The citation-ready content angle
There's a second benefit to community seeding that plays back into search. Content that gets shared, discussed, and cited across forums and social platforms builds the exact signals that make it more likely to be cited inside AI Overviews. Sites that earn citations inside AI Overviews can see CTR increases of up to 35%. So the community distribution strategy doesn't just bypass Google's answer boxes; it actually makes your content more likely to appear in them.
This creates a reinforcing loop. Distribute in communities. Build citations and backlinks from those discussions. Increase the probability of being the source Google's AI cites. Capture the (smaller, but higher-intent) traffic that does click through from AI Overviews.
What this doesn't solve
We should be honest about the limits. Community seeding is high-effort per impression compared to ranking on a keyword with 10,000 monthly searches. It requires genuine participation, which means it doesn't scale the way programmatic SEO does. And the results take 60-90 days to become visible in pipeline data.

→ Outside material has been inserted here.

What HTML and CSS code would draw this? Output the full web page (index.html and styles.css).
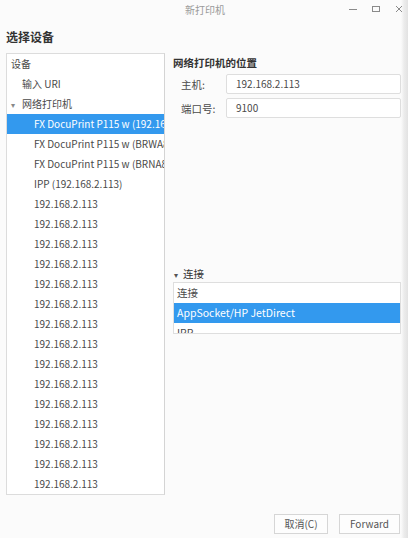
FILE: index.html
```html
<!DOCTYPE html>
<html lang="zh-CN">
<head>
<meta charset="utf-8">
<title>新打印机</title>
<link rel="stylesheet" href="styles.css">
</head>
<body>
<div class="window">
  <div class="titlebar">
    <span class="title">新打印机</span>
    <div class="controls">
      <svg class="ctl" width="10" height="10" viewBox="0 0 10 10"><path d="M1 5.5h8" stroke="#8a8a8a" stroke-width="1"/></svg>
      <svg class="ctl" width="10" height="10" viewBox="0 0 10 10"><rect x="1.5" y="2.5" width="7" height="5" fill="none" stroke="#8a8a8a" stroke-width="1"/></svg>
      <svg class="ctl" width="10" height="10" viewBox="0 0 10 10"><path d="M2 2l6 6M8 2l-6 6" stroke="#8a8a8a" stroke-width="1"/></svg>
    </div>
  </div>
  <h1 class="heading">选择设备</h1>
  <div class="main">
    <div class="devlist">
      <div class="row lvl0">设备</div>
      <div class="row lvl1">输入 URI</div>
      <div class="row lvl0"><span class="arrow">▾</span>网络打印机</div>
      <div class="row lvl2 sel">FX DocuPrint P115 w (192.168.2.113)</div>
      <div class="row lvl2">FX DocuPrint P115 w (BRWA8A795E1234)</div>
      <div class="row lvl2">FX DocuPrint P115 w (BRNA8A795E1234)</div>
      <div class="row lvl2">IPP (192.168.2.113)</div>
      <div class="row lvl2">192.168.2.113</div>
      <div class="row lvl2">192.168.2.113</div>
      <div class="row lvl2">192.168.2.113</div>
      <div class="row lvl2">192.168.2.113</div>
      <div class="row lvl2">192.168.2.113</div>
      <div class="row lvl2">192.168.2.113</div>
      <div class="row lvl2">192.168.2.113</div>
      <div class="row lvl2">192.168.2.113</div>
      <div class="row lvl2">192.168.2.113</div>
      <div class="row lvl2">192.168.2.113</div>
      <div class="row lvl2">192.168.2.113</div>
      <div class="row lvl2">192.168.2.113</div>
      <div class="row lvl2">192.168.2.113</div>
      <div class="row lvl2">192.168.2.113</div>
      <div class="row lvl2">192.168.2.113</div>
    </div>
    <div class="panel">
      <div class="section-title">网络打印机的位置</div>
      <div class="field">
        <span class="label">主机:</span>
        <div class="input">192.168.2.113</div>
      </div>
      <div class="field">
        <span class="label">端口号:</span>
        <div class="input">9100</div>
      </div>
      <div class="expander"><span class="arrow">▾</span>连接</div>
      <div class="connlist">
        <div class="crow">连接</div>
        <div class="crow sel">AppSocket/HP JetDirect</div>
        <div class="crow">IPP</div>
      </div>
    </div>
  </div>
  <div class="footer">
    <div class="btn cancel">取消(C)</div>
    <div class="btn fwd">Forward</div>
  </div>
</div>
</body>
</html>
```

FILE: styles.css
```css
html, body {
  margin: 0;
  padding: 0;
}
body {
  width: 408px;
  height: 538px;
  overflow: hidden;
  background: linear-gradient(to right, #fbfbfb 0, #fbfbfb 401px, #ececec 404px, #e2e2e2 408px);
  font-family: "Noto Sans CJK SC", "Noto Sans", sans-serif;
  font-size: 10px;
  color: #4a4a4a;
}
.window {
  width: 408px;
  height: 538px;
  display: flex;
  flex-direction: column;
}
.titlebar {
  height: 19px;
  display: flex;
  align-items: center;
  justify-content: center;
  position: relative;
}
.title {
  color: #9a9a9a;
  font-size: 10px;
  padding-left: 2px;
}
.controls {
  position: absolute;
  right: 4px;
  top: 4px;
  display: flex;
  gap: 13px;
}
.ctl {
  display: block;
}
.heading {
  margin: 8px 0 0 6px;
  height: 26px;
  font-size: 12px;
  font-weight: bold;
  color: #333;
  line-height: 20px;
}
.main {
  display: flex;
  gap: 8px;
  padding-left: 6px;
}
.devlist {
  width: 157px;
  height: 440px;
  border: 1px solid #dcdcdc;
  border-right-color: #d4d4d4;
  background: #fff;
  overflow: hidden;
}
.row {
  height: 20px;
  line-height: 20px;
  white-space: nowrap;
  overflow: hidden;
}
.lvl0 { padding-left: 4px; }
.lvl1 { padding-left: 15px; }
.lvl2 { padding-left: 27px; }
.row .arrow, .expander .arrow {
  display: inline-block;
  width: 11px;
  font-size: 8px;
  color: #888;
}
.sel {
  background: #3399ee;
  color: #fff;
}
.panel {
  flex: 1;
  padding-right: 7px;
  display: flex;
  flex-direction: column;
}
.section-title {
  margin-top: 1px;
  height: 20px;
  line-height: 18px;
  font-size: 10.5px;
  font-weight: bold;
  color: #333;
}
.field {
  display: flex;
  align-items: center;
  height: 20px;
  margin-bottom: 4px;
}
.label {
  width: 53px;
  padding-left: 8px;
  box-sizing: border-box;
  font-size: 10.5px;
}
.input {
  flex: 1;
  height: 18px;
  line-height: 18px;
  border: 1px solid #dedede;
  border-radius: 2px;
  background: #fff;
  padding-left: 9px;
}
.expander {
  margin-top: 144px;
  height: 16px;
  line-height: 16px;
  padding-left: 1px;
  color: #333;
  font-size: 10.5px;
}
.expander .arrow {
  width: 9px;
  color: #555;
}
.connlist {
  height: 50px;
  border: 1px solid #dedede;
  background: #fff;
  overflow: hidden;
}
.crow {
  height: 20px;
  line-height: 20px;
  padding-left: 3px;
  white-space: nowrap;
  font-size: 10.5px;
}
.footer {
  margin-top: auto;
  display: flex;
  justify-content: flex-end;
  gap: 11px;
  padding: 0 8px 4px 0;
}
.btn {
  height: 18px;
  line-height: 18px;
  border: 1px solid #d6d6d6;
  background: #fdfdfd;
  text-align: center;
  color: #555;
}
.cancel { width: 52px; }
.fwd { width: 59px; }
```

It also requires a specific kind of content. Generic "ultimate guides" don't get shared in communities. B2B buyers respond to well-researched content that establishes authority: original data, specific case studies, frameworks built from real experience. If your content isn't genuinely useful without the SEO wrapper, community distribution will expose that fast.
But for a two-person team that already has AI handling the first draft, the reallocation math works. Twelve hours saved on writing, redistributed into community participation and formatted distribution, creates a traffic source that compounds independently of whatever Google changes next quarter. And given Google's pace of change, that independence is worth a lot.
The teams that figure this out in 2026 won't be the ones publishing 200 posts a month. They'll be the ones whose names keep showing up in the right Slack threads.